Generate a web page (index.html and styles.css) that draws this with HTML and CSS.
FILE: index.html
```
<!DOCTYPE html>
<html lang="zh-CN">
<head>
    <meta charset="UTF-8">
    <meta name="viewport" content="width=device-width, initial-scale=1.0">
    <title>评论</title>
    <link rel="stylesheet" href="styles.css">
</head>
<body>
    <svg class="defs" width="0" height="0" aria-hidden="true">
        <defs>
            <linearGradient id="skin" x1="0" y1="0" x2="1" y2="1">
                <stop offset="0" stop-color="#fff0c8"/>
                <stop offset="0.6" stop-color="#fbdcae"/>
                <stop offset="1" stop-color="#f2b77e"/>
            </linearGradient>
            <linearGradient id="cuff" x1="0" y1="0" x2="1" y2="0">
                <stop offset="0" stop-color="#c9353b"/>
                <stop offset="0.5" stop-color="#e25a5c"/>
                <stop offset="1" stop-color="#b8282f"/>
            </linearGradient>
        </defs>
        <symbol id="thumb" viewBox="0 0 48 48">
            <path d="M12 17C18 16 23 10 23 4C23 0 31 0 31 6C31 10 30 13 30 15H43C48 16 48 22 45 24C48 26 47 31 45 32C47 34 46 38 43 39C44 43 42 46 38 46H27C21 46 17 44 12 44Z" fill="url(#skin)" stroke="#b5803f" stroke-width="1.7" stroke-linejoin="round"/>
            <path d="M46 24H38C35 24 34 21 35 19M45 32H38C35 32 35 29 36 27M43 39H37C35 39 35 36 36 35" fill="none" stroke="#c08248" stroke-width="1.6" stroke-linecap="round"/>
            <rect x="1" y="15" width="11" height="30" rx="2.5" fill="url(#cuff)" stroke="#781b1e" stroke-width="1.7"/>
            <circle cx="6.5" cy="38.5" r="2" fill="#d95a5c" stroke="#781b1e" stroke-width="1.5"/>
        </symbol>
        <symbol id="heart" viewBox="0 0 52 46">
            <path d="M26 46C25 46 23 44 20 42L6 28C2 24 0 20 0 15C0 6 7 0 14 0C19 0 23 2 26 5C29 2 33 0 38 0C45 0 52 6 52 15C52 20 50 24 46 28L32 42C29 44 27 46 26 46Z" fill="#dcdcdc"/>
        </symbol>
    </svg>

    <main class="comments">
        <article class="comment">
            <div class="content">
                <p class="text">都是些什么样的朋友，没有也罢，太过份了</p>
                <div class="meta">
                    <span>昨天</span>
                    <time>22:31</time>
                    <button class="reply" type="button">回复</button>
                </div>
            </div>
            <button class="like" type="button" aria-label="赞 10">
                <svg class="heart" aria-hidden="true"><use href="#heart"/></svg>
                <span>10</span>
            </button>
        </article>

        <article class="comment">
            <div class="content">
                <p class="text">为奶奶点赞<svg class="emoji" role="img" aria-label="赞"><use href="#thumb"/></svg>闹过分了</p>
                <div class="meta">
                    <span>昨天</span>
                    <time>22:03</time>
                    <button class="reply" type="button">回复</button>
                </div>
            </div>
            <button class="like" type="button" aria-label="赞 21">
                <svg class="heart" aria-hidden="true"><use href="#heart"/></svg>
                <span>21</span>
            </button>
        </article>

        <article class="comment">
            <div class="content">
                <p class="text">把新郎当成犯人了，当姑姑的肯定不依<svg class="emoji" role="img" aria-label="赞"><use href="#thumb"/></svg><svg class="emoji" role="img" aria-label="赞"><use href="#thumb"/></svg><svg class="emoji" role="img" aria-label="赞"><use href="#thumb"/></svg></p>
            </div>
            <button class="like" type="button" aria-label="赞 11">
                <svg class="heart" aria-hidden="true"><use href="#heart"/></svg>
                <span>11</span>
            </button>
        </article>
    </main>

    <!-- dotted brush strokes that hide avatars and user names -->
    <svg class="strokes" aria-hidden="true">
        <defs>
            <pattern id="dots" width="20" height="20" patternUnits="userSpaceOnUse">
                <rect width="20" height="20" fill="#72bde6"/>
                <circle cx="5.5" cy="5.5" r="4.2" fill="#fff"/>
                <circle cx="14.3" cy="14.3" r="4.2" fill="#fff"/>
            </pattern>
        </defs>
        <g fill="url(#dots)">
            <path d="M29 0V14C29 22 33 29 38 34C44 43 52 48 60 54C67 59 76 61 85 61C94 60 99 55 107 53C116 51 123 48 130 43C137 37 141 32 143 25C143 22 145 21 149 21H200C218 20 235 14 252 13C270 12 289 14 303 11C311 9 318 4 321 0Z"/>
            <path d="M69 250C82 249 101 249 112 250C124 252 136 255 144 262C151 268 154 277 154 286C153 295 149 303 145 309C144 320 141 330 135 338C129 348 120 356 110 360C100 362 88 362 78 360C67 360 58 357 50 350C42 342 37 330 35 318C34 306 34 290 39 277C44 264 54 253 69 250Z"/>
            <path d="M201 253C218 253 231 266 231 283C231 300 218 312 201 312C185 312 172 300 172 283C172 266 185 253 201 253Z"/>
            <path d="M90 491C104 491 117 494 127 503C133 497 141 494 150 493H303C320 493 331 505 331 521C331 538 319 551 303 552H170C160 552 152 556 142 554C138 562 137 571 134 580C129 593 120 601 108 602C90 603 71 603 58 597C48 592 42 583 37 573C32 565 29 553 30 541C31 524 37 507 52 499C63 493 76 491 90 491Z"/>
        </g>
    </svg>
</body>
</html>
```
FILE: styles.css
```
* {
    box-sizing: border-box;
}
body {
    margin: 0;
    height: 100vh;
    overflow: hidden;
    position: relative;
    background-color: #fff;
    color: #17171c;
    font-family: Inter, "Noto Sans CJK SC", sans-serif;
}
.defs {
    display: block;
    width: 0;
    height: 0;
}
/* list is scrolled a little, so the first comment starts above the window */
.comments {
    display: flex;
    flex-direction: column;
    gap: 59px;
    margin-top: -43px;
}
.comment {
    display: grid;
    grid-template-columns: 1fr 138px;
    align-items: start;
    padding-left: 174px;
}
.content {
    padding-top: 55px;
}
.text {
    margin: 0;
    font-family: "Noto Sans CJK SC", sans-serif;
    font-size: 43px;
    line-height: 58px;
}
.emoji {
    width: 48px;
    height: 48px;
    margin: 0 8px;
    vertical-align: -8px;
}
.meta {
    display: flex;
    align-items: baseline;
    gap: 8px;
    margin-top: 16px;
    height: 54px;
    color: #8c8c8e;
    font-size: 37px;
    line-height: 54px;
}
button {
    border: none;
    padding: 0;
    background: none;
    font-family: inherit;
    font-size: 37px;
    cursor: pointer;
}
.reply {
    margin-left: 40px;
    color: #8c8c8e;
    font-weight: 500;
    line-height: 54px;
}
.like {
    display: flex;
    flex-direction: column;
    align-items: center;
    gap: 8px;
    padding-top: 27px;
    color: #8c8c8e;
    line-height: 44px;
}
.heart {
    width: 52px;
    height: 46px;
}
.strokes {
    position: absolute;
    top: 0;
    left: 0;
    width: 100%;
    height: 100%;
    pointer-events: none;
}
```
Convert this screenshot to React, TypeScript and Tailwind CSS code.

_ _ _

Aim of the exercise
Restate every line of the data word for word.

Finished task
Generate a web page (index.html and styles.css) that draws this with HTML and CSS.
FILE: index.html
```
<!DOCTYPE html>
<html lang="zh-CN">
<head>
    <meta charset="UTF-8">
    <meta name="viewport" content="width=device-width, initial-scale=1.0">
    <title>评论</title>
    <link rel="stylesheet" href="styles.css">
</head>
<body>
    <svg class="defs" width="0" height="0" aria-hidden="true">
        <defs>
            <linearGradient id="skin" x1="0" y1="0" x2="1" y2="1">
                <stop offset="0" stop-color="#fff0c8"/>
                <stop offset="0.6" stop-color="#fbdcae"/>
                <stop offset="1" stop-color="#f2b77e"/>
            </linearGradient>
            <linearGradient id="cuff" x1="0" y1="0" x2="1" y2="0">
                <stop offset="0" stop-color="#c9353b"/>
                <stop offset="0.5" stop-color="#e25a5c"/>
                <stop offset="1" stop-color="#b8282f"/>
            </linearGradient>
        </defs>
        <symbol id="thumb" viewBox="0 0 48 48">
            <path d="M12 17C18 16 23 10 23 4C23 0 31 0 31 6C31 10 30 13 30 15H43C48 16 48 22 45 24C48 26 47 31 45 32C47 34 46 38 43 39C44 43 42 46 38 46H27C21 46 17 44 12 44Z" fill="url(#skin)" stroke="#b5803f" stroke-width="1.7" stroke-linejoin="round"/>
            <path d="M46 24H38C35 24 34 21 35 19M45 32H38C35 32 35 29 36 27M43 39H37C35 39 35 36 36 35" fill="none" stroke="#c08248" stroke-width="1.6" stroke-linecap="round"/>
            <rect x="1" y="15" width="11" height="30" rx="2.5" fill="url(#cuff)" stroke="#781b1e" stroke-width="1.7"/>
            <circle cx="6.5" cy="38.5" r="2" fill="#d95a5c" stroke="#781b1e" stroke-width="1.5"/>
        </symbol>
        <symbol id="heart" viewBox="0 0 52 46">
            <path d="M26 46C25 46 23 44 20 42L6 28C2 24 0 20 0 15C0 6 7 0 14 0C19 0 23 2 26 5C29 2 33 0 38 0C45 0 52 6 52 15C52 20 50 24 46 28L32 42C29 44 27 46 26 46Z" fill="#dcdcdc"/>
        </symbol>
    </svg>

    <main class="comments">
        <article class="comment">
            <div class="content">
                <p class="text">都是些什么样的朋友，没有也罢，太过份了</p>
                <div class="meta">
                    <span>昨天</span>
                    <time>22:31</time>
                    <button class="reply" type="button">回复</button>
                </div>
            </div>
            <button class="like" type="button" aria-label="赞 10">
                <svg class="heart" aria-hidden="true"><use href="#heart"/></svg>
                <span>10</span>
            </button>
        </article>

        <article class="comment">
            <div class="content">
                <p class="text">为奶奶点赞<svg class="emoji" role="img" aria-label="赞"><use href="#thumb"/></svg>闹过分了</p>
                <div class="meta">
                    <span>昨天</span>
                    <time>22:03</time>
                    <button class="reply" type="button">回复</button>
                </div>
            </div>
            <button class="like" type="button" aria-label="赞 21">
                <svg class="heart" aria-hidden="true"><use href="#heart"/></svg>
                <span>21</span>
            </button>
        </article>

        <article class="comment">
            <div class="content">
                <p class="text">把新郎当成犯人了，当姑姑的肯定不依<svg class="emoji" role="img" aria-label="赞"><use href="#thumb"/></svg><svg class="emoji" role="img" aria-label="赞"><use href="#thumb"/></svg><svg class="emoji" role="img" aria-label="赞"><use href="#thumb"/></svg></p>
            </div>
            <button class="like" type="button" aria-label="赞 11">
                <svg class="heart" aria-hidden="true"><use href="#heart"/></svg>
                <span>11</span>
            </button>
        </article>
    </main>

    <!-- dotted brush strokes that hide avatars and user names -->
    <svg class="strokes" aria-hidden="true">
        <defs>
            <pattern id="dots" width="20" height="20" patternUnits="userSpaceOnUse">
                <rect width="20" height="20" fill="#72bde6"/>
                <circle cx="5.5" cy="5.5" r="4.2" fill="#fff"/>
                <circle cx="14.3" cy="14.3" r="4.2" fill="#fff"/>
            </pattern>
        </defs>
        <g fill="url(#dots)">
            <path d="M29 0V14C29 22 33 29 38 34C44 43 52 48 60 54C67 59 76 61 85 61C94 60 99 55 107 53C116 51 123 48 130 43C137 37 141 32 143 25C143 22 145 21 149 21H200C218 20 235 14 252 13C270 12 289 14 303 11C311 9 318 4 321 0Z"/>
            <path d="M69 250C82 249 101 249 112 250C124 252 136 255 144 262C151 268 154 277 154 286C153 295 149 303 145 309C144 320 141 330 135 338C129 348 120 356 110 360C100 362 88 362 78 360C67 360 58 357 50 350C42 342 37 330 35 318C34 306 34 290 39 277C44 264 54 253 69 250Z"/>
            <path d="M201 253C218 253 231 266 231 283C231 300 218 312 201 312C185 312 172 300 172 283C172 266 185 253 201 253Z"/>
            <path d="M90 491C104 491 117 494 127 503C133 497 141 494 150 493H303C320 493 331 505 331 521C331 538 319 551 303 552H170C160 552 152 556 142 554C138 562 137 571 134 580C129 593 120 601 108 602C90 603 71 603 58 597C48 592 42 583 37 573C32 565 29 553 30 541C31 524 37 507 52 499C63 493 76 491 90 491Z"/>
        </g>
    </svg>
</body>
</html>
```
FILE: styles.css
```
* {
    box-sizing: border-box;
}
body {
    margin: 0;
    height: 100vh;
    overflow: hidden;
    position: relative;
    background-color: #fff;
    color: #17171c;
    font-family: Inter, "Noto Sans CJK SC", sans-serif;
}
.defs {
    display: block;
    width: 0;
    height: 0;
}
/* list is scrolled a little, so the first comment starts above the window */
.comments {
    display: flex;
    flex-direction: column;
    gap: 59px;
    margin-top: -43px;
}
.comment {
    display: grid;
    grid-template-columns: 1fr 138px;
    align-items: start;
    padding-left: 174px;
}
.content {
    padding-top: 55px;
}
.text {
    margin: 0;
    font-family: "Noto Sans CJK SC", sans-serif;
    font-size: 43px;
    line-height: 58px;
}
.emoji {
    width: 48px;
    height: 48px;
    margin: 0 8px;
    vertical-align: -8px;
}
.meta {
    display: flex;
    align-items: baseline;
    gap: 8px;
    margin-top: 16px;
    height: 54px;
    color: #8c8c8e;
    font-size: 37px;
    line-height: 54px;
}
button {
    border: none;
    padding: 0;
    background: none;
    font-family: inherit;
    font-size: 37px;
    cursor: pointer;
}
.reply {
    margin-left: 40px;
    color: #8c8c8e;
    font-weight: 500;
    line-height: 54px;
}
.like {
    display: flex;
    flex-direction: column;
    align-items: center;
    gap: 8px;
    padding-top: 27px;
    color: #8c8c8e;
    line-height: 44px;
}
.heart {
    width: 52px;
    height: 46px;
}
.strokes {
    position: absolute;
    top: 0;
    left: 0;
    width: 100%;
    height: 100%;
    pointer-events: none;
}
```
Convert this screenshot to React, TypeScript and Tailwind CSS code.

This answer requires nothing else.